Koch’s Redemption: A Lesson for Albany
After a corruption scandal rocked New York City, Mayor Ed Koch helped develop a new campaign finance system using public matching grants. With many voters lacking faith in Albany due to the power of big money, we need a similar system statewide.
Published in New York's Daily News.
It was nearly the end of Mayor Ed Koch. In 1986, some of his top political allies had been caught using their office for personal gain in one of the biggest scandals in city history. Koch himself was innocent but nonetheless devastated by the scandal and its impact on the city.
At the time, I served as corporation counsel — the administration’s chief lawyer. I urged Koch to heed Shakespeare’s words: “Sweet are the uses of adversity.” And so, rather than allow the episode to end his life in public service, we used it as an opportunity to fundamentally reform New York City’s political system by developing the framework for a new campaign finance system.
For the first time, it limited obscenely large campaign contributions and provided matching grants to small donors.
Matching small donor contributions changes how candidates campaign in a way that betters democracy. Candidates have a much greater incentive to reach out to ordinary voters, everyday New Yorkers without deep pockets. In turn, being asked to contribute — even small amounts — increases citizen participation and interest in elections.
Even in the face of a massive corruption scandal, passing comprehensive campaign finance reform wasn’t easy. But thanks to the efforts of Koch, good lawyering by my successor Peter Zimroth and the leadership of then-City Council Speaker Peter Vallone Sr., the City Council overwhelmingly adopted a small donor public financing system with greatly reduced contribution limits. It was then enshrined in the City Charter by a very substantial majority in a referendum.

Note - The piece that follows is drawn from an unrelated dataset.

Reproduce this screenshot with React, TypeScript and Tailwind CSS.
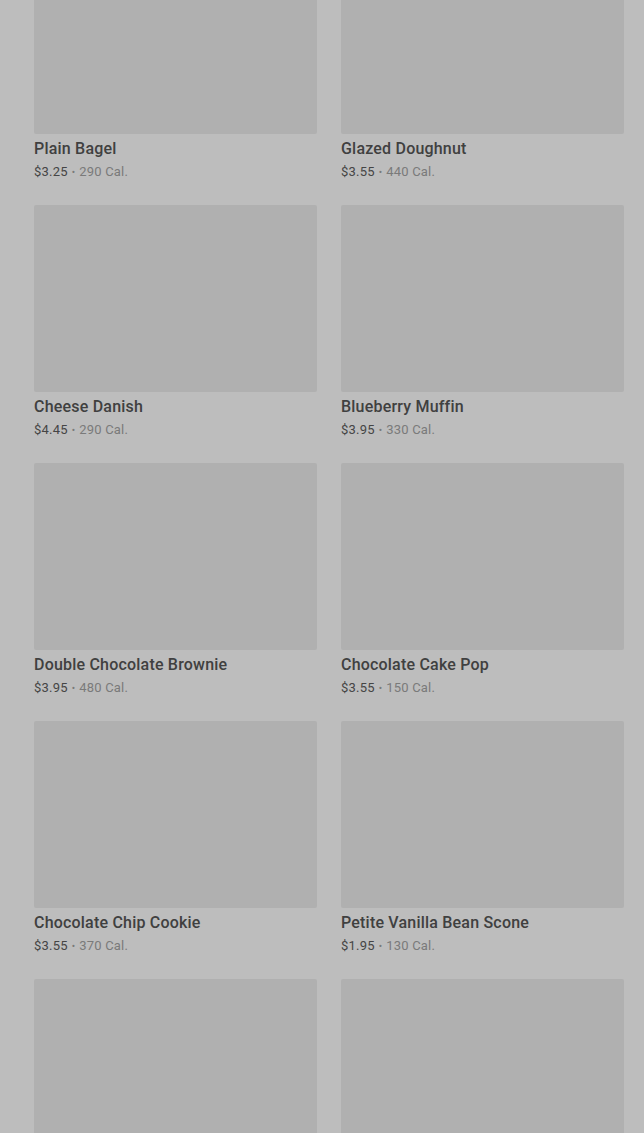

Nor was this some wonky model dreamed up by good-government groups that failed to work in practice. In 1989, the first election that followed, all three mayoral candidates — Koch and David Dinkins, both Democrats, and Rudy Giuliani, a Republican — praised the new system and participated in it. Since that election, an overwhelming majority of candidates for all city offices have participated in the program.

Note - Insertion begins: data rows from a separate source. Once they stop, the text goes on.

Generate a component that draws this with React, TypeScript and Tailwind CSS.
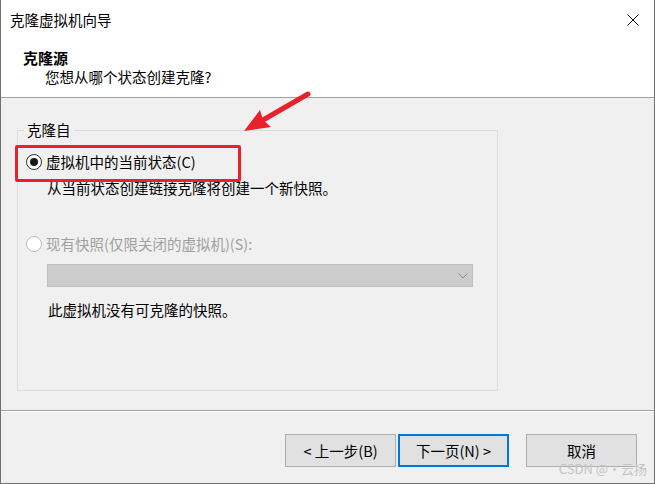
import React from "react";

function Radio({ checked, disabled }: { checked?: boolean; disabled?: boolean }) {
  return (
    <span
      className={
        "flex h-[16px] w-[16px] shrink-0 items-center justify-center rounded-full border bg-white " +
        (disabled ? "border-[#bcbcbc]" : "border-[#333333]")
      }
    >
      {checked && <span className="h-[8px] w-[8px] rounded-full bg-[#1a1a1a]" />}
    </span>
  );
}

function Btn({ children, focused }: { children: React.ReactNode; focused?: boolean }) {
  return (
    <button
      className={
        "flex h-[33px] w-[111px] items-center justify-center bg-[#e1e1e1] text-[14.5px] text-black " +
        (focused ? "border-2 border-[#0078d7]" : "border border-[#adadad]")
      }
    >
      {children}
    </button>
  );
}

export default function App() {
  return (
    <div
      className="relative h-[484px] w-[655px] overflow-hidden border-x border-b border-[#707070] bg-[#f0f0f0] text-[14.5px] text-black"
      style={{ fontFamily: '"Noto Sans CJK SC", "Microsoft YaHei", sans-serif' }}
    >
      {/* header */}
      <div className="flex h-[98px] flex-col border-b border-[#a0a0a0] bg-white">
        <div className="flex h-[40px] items-center justify-between pl-[9px] pr-[15px]">
          <span className="leading-[20px]">克隆虚拟机向导</span>
          <svg width="12" height="12" viewBox="0 0 12 12" className="block">
            <path d="M0.5 0.5 L11.5 11.5 M11.5 0.5 L0.5 11.5" stroke="#111" strokeWidth="1" fill="none" />
          </svg>
        </div>
        <div className="mt-[8px] pl-[22px] text-[15px] font-bold leading-[20px]">克隆源</div>
        <div className="pl-[44px] leading-[18px]">您想从哪个状态创建克隆?</div>
      </div>

      {/* content */}
      <div className="h-[312px] pl-[16px] pt-[32px]">
        <div className="relative h-[261px] w-[481px] border border-[#dcdcdc] pl-[8px] pt-[21px]">
          <span className="absolute left-[6px] top-[-11px] bg-[#f0f0f0] px-[3px] leading-[20px]">克隆自</span>
          <div className="flex h-[20px] items-center gap-[4px]">
            <Radio checked />
            <span className="leading-[20px]">虚拟机中的当前状态(C)</span>
          </div>
          <div className="ml-[21px] mt-[6px] leading-[20px]">从当前状态创建链接克隆将创建一个新快照。</div>
          <div className="mt-[36px] flex h-[20px] items-center gap-[4px]">
            <Radio disabled />
            <span className="leading-[20px] text-[#a0a0a0]">现有快照(仅限关闭的虚拟机)(S):</span>
          </div>
          <div className="ml-[21px] mt-[10px] flex h-[23px] w-[426px] items-center justify-end border border-[#bfbfbf] bg-[#cccccc] pr-[4px]">
            <svg width="10" height="6" viewBox="0 0 10 6" className="block">
              <path d="M0.5 0.5 L5 5 L9.5 0.5" stroke="#8c8c8c" strokeWidth="1" fill="none" />
            </svg>
          </div>
          <div className="ml-[22px] mt-[13px] leading-[20px]">此虚拟机没有可克隆的快照。</div>
        </div>
      </div>

      {/* separator */}
      <div className="h-[1px] bg-[#a0a0a0]" />
      <div className="h-[1px] bg-white" />

      {/* footer */}
      <div className="flex justify-end pr-[17px] pt-[22px]">
        <Btn>&lt; 上一步(B)</Btn>
        <div className="ml-[2px] mr-[17px]">
          <Btn focused>下一页(N) &gt;</Btn>
        </div>
        <Btn>取消</Btn>
      </div>

      {/* annotation: red box */}
      <div className="pointer-events-none absolute left-[14px] top-[145px] h-[37px] w-[226px] rounded-[2px] border-[3px] border-[#e8212b]" />

      {/* annotation: arrow */}
      <svg className="pointer-events-none absolute left-0 top-0" width="655" height="484" viewBox="0 0 655 484">
        <line x1="307" y1="94" x2="262" y2="120" stroke="#e8212b" strokeWidth="5" strokeLinecap="round" />
        <polygon points="243,131 259,110 262,120 270,127" fill="#e8212b" />
      </svg>

      {/* watermark */}
      <span className="pointer-events-none absolute bottom-[6px] right-[7px] text-[13px] leading-[16px] text-[#c4c4c4]">
        CSDN @·云扬
      </span>
    </div>
  );
}
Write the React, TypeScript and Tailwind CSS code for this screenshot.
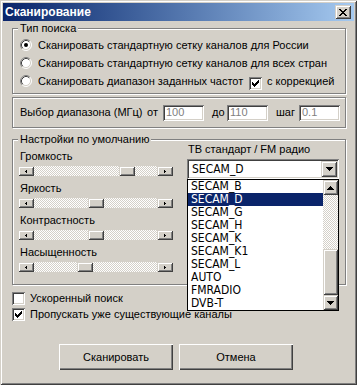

Other mayors and Council members have improved the system over the years, twice lowering the amount eligible for matches and increasing the match ratio. The impact has been dramatic: New Yorkers are more than three times as likely to donate in city elections than in elections for state government posts, where there is no public matching.
Between 1997 and 2009, the number of donors who gave to candidates participating in the matching system grew by 35%, while the number of small donors grew by 40%.
Elections have also become more competitive. Thanks to public matching grants, in almost half of all primary races in 2009, at least two candidates spent more than 90% of the spending limit.
All this, while simultaneously reducing the influence of big money in general and corporate money in particular (only donations from living, breathing New Yorkers are matched).
But in their understandable disgust with large contributions, too many reformers have missed a big point. Political contributions are not inherently tainted. They do not always raise the specter of corruption. It’s true that large ones may, but small financial contributions are a natural part of a healthy democracy.
Today, New Yorkers are more confident that City Hall leaders are working in good faith for the people of New York. Too many still lack the same faith in Albany. But that could change.
In state elections, contribution limits are sky-high — and so is the power of big money donors. Gov. Cuomo has repeatedly called for the state to adopt a public financing system modeled on New York City’s, and many legislators have joined his call.
Unfortunately, there are still some in Albany who believe that it is inappropriate to use even small amounts of public money on elections. They would do well to remember the lesson Ed Koch learned the hard way: that the influence of money on our elections can be far more costly.